Cross multiplication is a fundamental technique used to solve proportions. It involves multiplying the numerator of one ratio by the denominator of the other ratio, which makes it easier to manipulate and solve the equation. Let's break it down in a simple way.
When you have a proportion like \( \frac{a}{b} = \frac{c}{d} \), cross-multiplication means doing the following:

• Multiply \( a \) and \( d \) (these are the 'extremes' of the proportion).
• Multiply \( b \) and \( c \) (these are the 'means' of the proportion).
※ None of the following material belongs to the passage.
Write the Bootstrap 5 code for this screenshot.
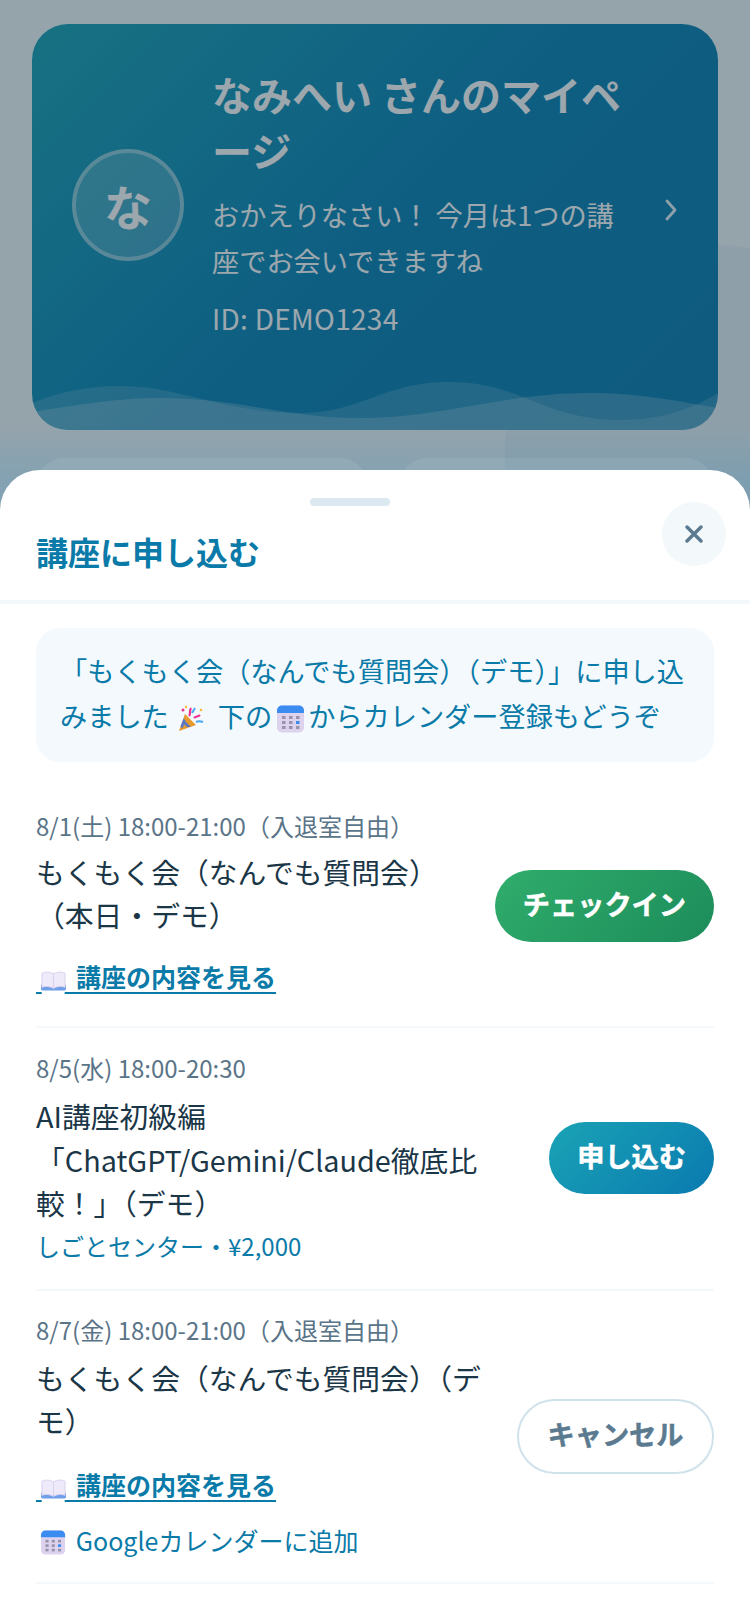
<!DOCTYPE html>
<html lang="ja">
<head>
<meta charset="utf-8">
<title>マイページ</title>
<link href="https://cdn.jsdelivr.net/npm/bootstrap@5.3.0/dist/css/bootstrap.min.css" rel="stylesheet">
<style>
html,body{width:750px;height:1624px;margin:0;overflow:hidden}
body{font-family:"Noto Sans CJK JP","Noto Sans",sans-serif;background:#f3f9fc;color:#1a3647;position:relative}
.stage{height:1624px;padding:24px 32px 0;position:relative;overflow:hidden}
.stage::before{content:"";position:absolute;width:420px;height:420px;border-radius:50%;background:rgba(10,122,168,.05);left:505px;top:245px}
.hero{position:relative;height:406px;border-radius:36px;overflow:hidden;background:linear-gradient(135deg,#1aa3b5 0,#0a82b5 50%,#0a7cae 100%);color:#fff;padding:44px 40px 88px;gap:28px;z-index:1}
.avatar{width:112px;height:112px;border-radius:50%;border:4px solid rgba(255,255,255,.4);background:rgba(255,255,255,.2);font-size:48px;font-weight:700;flex:none}
.hero-name{font-size:40px;font-weight:700;line-height:56px;margin:0 0 13px;line-break:anywhere}
.hero-sub{font-size:27.2px;line-height:46px;margin:0 0 15px}
.hero-id{font-size:28px;line-height:40px;letter-spacing:.3px}
.hero-body{position:relative;z-index:1;width:418px;flex:none;margin-top:-6px}
.chev{flex:none;margin:10px 0 0 6px}
.waves{position:absolute;left:0;top:0}
.tiles{gap:31px;margin:28px 4px 0;position:relative;z-index:6}
.tile{height:200px;border-radius:28px;background:rgba(255,255,255,.08);flex:1}
.tile-a{flex:none;width:332px}
.scrim{position:absolute;inset:0;background:linear-gradient(180deg,rgba(20,45,60,.42) 0,rgba(20,45,60,.42) 425px,rgba(20,75,105,.5) 480px);z-index:5}
.sheet{position:absolute;left:0;right:0;top:470px;bottom:0;background:#fff;border-radius:40px 40px 0 0;z-index:7;overflow:hidden}
.grip{width:80px;height:8px;border-radius:4px;background:#dce9f0;margin:28px 0 0 310px}
.sheet-head{height:98px;padding:0 36px;border-bottom:4px solid #f3f8fb;position:relative}
.sheet-title{font-size:32px;font-weight:700;color:#0a7aa8;margin:0;line-height:44px;padding-top:23px}
.closer{position:absolute;width:64px;height:64px;border-radius:50%;background:#f3f8fb;border:0;right:24px;top:-4px;padding:0}
.notice{margin:24px 36px 23px;padding:20px 24px;background:#f3f9fc;border-radius:24px;color:#0a7aa8;font-size:27.2px;line-height:45px;height:134px}
.notice svg{display:inline-block;vertical-align:-6px}
.pop{margin:0 13px 0 8px}
.cal{margin:0 3px 0 5px}
.events{padding:0 36px}
.evt{border-bottom:2px solid #f3f8fb;gap:16px}
.evt-main{flex:1;min-width:0}
.evt-date{font-size:24px;line-height:36px;color:#5a7488;margin-bottom:8px}
.evt-title{font-size:28.8px;line-height:43.2px;color:#1a3647}
.evt-sub{font-size:24px;line-height:36px;color:#0a7aa8;margin-top:4px}
.ilink{font-size:25px;line-height:40px;color:#0a7aa8;display:block;width:fit-content}
.ilink-strong{font-weight:700;text-decoration:underline;text-underline-offset:5px;text-decoration-thickness:2px}
.ilink-plain{text-decoration:none;font-weight:400;margin-top:16px}
.ilink svg{display:inline-block;vertical-align:-4px;margin:0 -1px}
.act{flex:none;height:72px;border-radius:36px;font-size:27.2px;font-weight:700;-webkit-text-stroke:.5px currentColor;line-height:1;padding:0 28px 5px;border:0;color:#fff}
.act-go{background:linear-gradient(135deg,#30ad6c,#1c8c5a);margin-top:8px}
.act-apply{background:linear-gradient(135deg,#1aa3b5,#0a7ab0);margin-top:2px}
.act-cancel{background:#fff;color:#5b7a90;border:2.5px solid #cfe2ec;height:75px;border-radius:38px;padding:0 28.5px 5px}
.e1{padding:23px 0 30px}
.e1 .evt-date{margin-bottom:6px}
.e1 .ilink-strong{margin-top:20px}
.e2{padding:22px 0 25px}
.e3{padding:21px 0 22px}
.e3 .ilink-strong{margin-top:22px}
</style>
</head>
<body>
<div class="stage">
  <div class="hero d-flex align-items-center">
    <div class="avatar d-flex align-items-center justify-content-center">な</div>
    <div class="hero-body">
      <h1 class="hero-name">なみへい さんのマイページ</h1>
      <p class="hero-sub">おかえりなさい！ 今月は1つの講座でお会いできますね</p>
      <div class="hero-id">ID: DEMO1234</div>
    </div>
    <svg class="chev" width="14" height="24" viewBox="0 0 14 24" fill="none" stroke="#fff" stroke-opacity=".9" stroke-width="2.8" stroke-linecap="round" stroke-linejoin="round"><path d="M3 3l8 9-8 9"/></svg>
    <svg class="waves" width="686" height="406" viewBox="0 0 686 406"><path fill="#fff" fill-opacity=".15" d="M0 379C30 367 58 362 88 362C150 362 190 389 268 389C330 389 350 358 418 358C490 358 510 396 588 396C630 396 660 385 686 369V406H0Z"/><path fill="#fff" fill-opacity=".2" d="M0 388C50 380 90 374 128 374C210 374 250 394 328 394C410 394 470 369 558 369C610 369 650 378 686 384V406H0Z"/></svg>
  </div>
  <div class="tiles d-flex"><div class="tile tile-a"></div><div class="tile"></div></div>
</div>
<div class="scrim"></div>
<div class="sheet">
  <div class="grip"></div>
  <div class="sheet-head">
    <h2 class="sheet-title">講座に申し込む</h2>
    <button class="closer d-flex align-items-center justify-content-center" aria-label="閉じる"><svg width="18" height="18" viewBox="0 0 18 18" fill="none" stroke="#5b7a90" stroke-width="3.4" stroke-linecap="round"><path d="M2 2l14 14M16 2L2 16"/></svg></button>
  </div>
  <div class="notice">「もくもく会（なんでも質問会）（デモ）」に申し込<wbr>みました<svg class="pop" width="28" height="28" viewBox="0 0 28 28"><path fill="#e89a2c" d="M2 26L8 9l11 11z"/><path fill="#5a78c8" d="M3.500 21.500l3-8 2 2-3 8zM10 22l-3.500-3.500 1-3L14 22z"/><path fill="none" stroke="#f0308f" stroke-width="2.2" d="M12 11c2-2 0-5 2-8M17 13c2-2 4-1 6-3"/><path fill="none" stroke="#4aa6ee" stroke-width="2" d="M15 8l3-5M19 17c2-1 4-1 7 0"/><circle cx="6" cy="5" r="1.500" fill="#f0308f"/><circle cx="9" cy="2" r="1.200" fill="#f4b83a"/><circle cx="24" cy="5" r="1.300" fill="#f4b83a"/></svg>下の<svg class="cal" width="28" height="28" viewBox="0 0 28 28"><rect width="27" height="27" y=".5" rx="5" fill="#ddd3ee"/><path fill="#3a8cf0" d="M0 8V5.500a5 5 0 015-5h17a5 5 0 015 5V8z"/><g fill="#9a93ac"><rect x="5" y="11" width="3.500" height="3"/><rect x="12" y="11" width="3.500" height="3"/><rect x="19" y="11" width="3.500" height="3"/><rect x="5" y="16" width="3.500" height="3"/><rect x="12" y="16" width="3.500" height="3"/><rect x="5" y="21" width="3.500" height="3"/><rect x="12" y="21" width="3.500" height="3"/><rect x="19" y="21" width="3.500" height="3"/></g><rect x="19" y="16" width="3.500" height="3" fill="#3a8cf0"/></svg>からカレンダー登録もどうぞ</div>
  <div class="events">
    <div class="evt e1 d-flex align-items-center">
      <div class="evt-main">
        <div class="evt-date">8/1(土) 18:00-21:00（入退室自由）</div>
        <div class="evt-title">もくもく会（なんでも質問会）（本日・デモ）</div>
        <a href="#" class="ilink ilink-strong">&nbsp;<svg width="25" height="20" viewBox="0 0 26 20"><path fill="#6f9fe8" d="M0 14h26v4a2 2 0 01-2 2H2a2 2 0 01-2-2z"/><path fill="#efeafa" stroke="#d8cfee" d="M1 2c4-2 8-1.500 12 .5v15C9 15.500 5 15 1 16.500zM25 2c-4-2-8-1.500-12 .5v15c4-2 8-2.500 12-1z"/></svg>&nbsp;&nbsp;講座の内容を見る</a>
      </div>
      <button class="act act-go">チェックイン</button>
    </div>
    <div class="evt e2 d-flex align-items-center">
      <div class="evt-main">
        <div class="evt-date">8/5(水) 18:00-20:30</div>
        <div class="evt-title">AI講座初級編「ChatGPT/Gemini/Claude徹底比較！」（デモ）</div>
        <div class="evt-sub">しごとセンター・¥2,000</div>
      </div>
      <button class="act act-apply">申し込む</button>
    </div>
    <div class="evt e3 d-flex align-items-center">
      <div class="evt-main">
        <div class="evt-date">8/7(金) 18:00-21:00（入退室自由）</div>
        <div class="evt-title">もくもく会（なんでも質問会）（デモ）</div>
        <a href="#" class="ilink ilink-strong">&nbsp;<svg width="25" height="20" viewBox="0 0 26 20"><path fill="#6f9fe8" d="M0 14h26v4a2 2 0 01-2 2H2a2 2 0 01-2-2z"/><path fill="#efeafa" stroke="#d8cfee" d="M1 2c4-2 8-1.500 12 .5v15C9 15.500 5 15 1 16.500zM25 2c-4-2-8-1.500-12 .5v15c4-2 8-2.500 12-1z"/></svg>&nbsp;&nbsp;講座の内容を見る</a>
        <a href="#" class="ilink ilink-plain">&nbsp;<svg width="25" height="25" viewBox="0 0 28 28"><rect width="27" height="27" y=".5" rx="5" fill="#ddd3ee"/><path fill="#3a8cf0" d="M0 8V5.500a5 5 0 015-5h17a5 5 0 015 5V8z"/><g fill="#9a93ac"><rect x="5" y="11" width="3.500" height="3"/><rect x="12" y="11" width="3.500" height="3"/><rect x="19" y="11" width="3.500" height="3"/><rect x="5" y="16" width="3.500" height="3"/><rect x="12" y="16" width="3.500" height="3"/><rect x="5" y="21" width="3.500" height="3"/><rect x="12" y="21" width="3.500" height="3"/><rect x="19" y="21" width="3.500" height="3"/></g><rect x="19" y="16" width="3.500" height="3" fill="#3a8cf0"/></svg>&nbsp;&nbsp;Googleカレンダーに追加</a>
      </div>
      <button class="act act-cancel">キャンセル</button>
    </div>
  </div>
</div>
<script src="https://cdn.jsdelivr.net/npm/bootstrap@5.3.0/dist/js/bootstrap.bundle.min.js"></script>
</body>
</html>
This gives you the equation \( a \times d = b \times c \). This transformation is particularly helpful because it eliminates the fractions, making the equation much more straightforward to solve.
In our original exercise, this technique is utilized to convert the proportion \( \frac{5}{6.25} = \frac{d}{8.75} \) into the equation \( 5 \times 8.75 = 6.25 \times d \). As a result, you have an easy-to-handle equation to find the unknown value.

To solve for a variable, like the \(d\) in our problem, you must isolate the variable on one side of the equation. This process often involves operations such as addition, subtraction, multiplication, or division, applied in a way that undoes what has been done to the variable.
In our example, once cross-multiplication has been applied, we get the equation \( 5 \times 8.75 = 6.25 \times d \). To isolate \( d \), you need to remove the coefficient (in this case, 6.25) that is "attached" to \( d \). This is most commonly achieved by dividing both sides of the equation by that coefficient:

• Calculate \( 5 \times 8.75 \), giving \( 43.75 \).
• Divide \( 43.75 \) by \( 6.25 \) to isolate \( d \), resulting in \( d = 7 \).

With the variable isolated, you have effectively solved the equation. This key skill is transferable across different types of mathematical problems and ensures you can systematically arrive at the correct solution.

Word problems are common in math, helping students apply learned skills to real-world situations. To approach these problems effectively, you first need to identify and organize the relevant information.
Here are steps to break down the problem given in the exercise:

• Identify what you're solving for. In our case, it's \(d\), the number of quarts.
• Write down the known quantities, such as 5 quarts for \(\\(6.25\) and \(d\) quarts for \(\\)8.75\).
• Set up a relationship or proportion between the known values and the unknown variable: \(\frac{5}{6.25} = \frac{d}{8.75}\).

Once the mathematical expression mirrors the word problem, it's a matter of applying algebraic methods (such as cross-multiplication and solving for a variable) to find the solution.
Understanding how to translate words into numbers and operations is essential in solving word problems, providing a crucial bridge between practical scenarios and mathematical reasoning.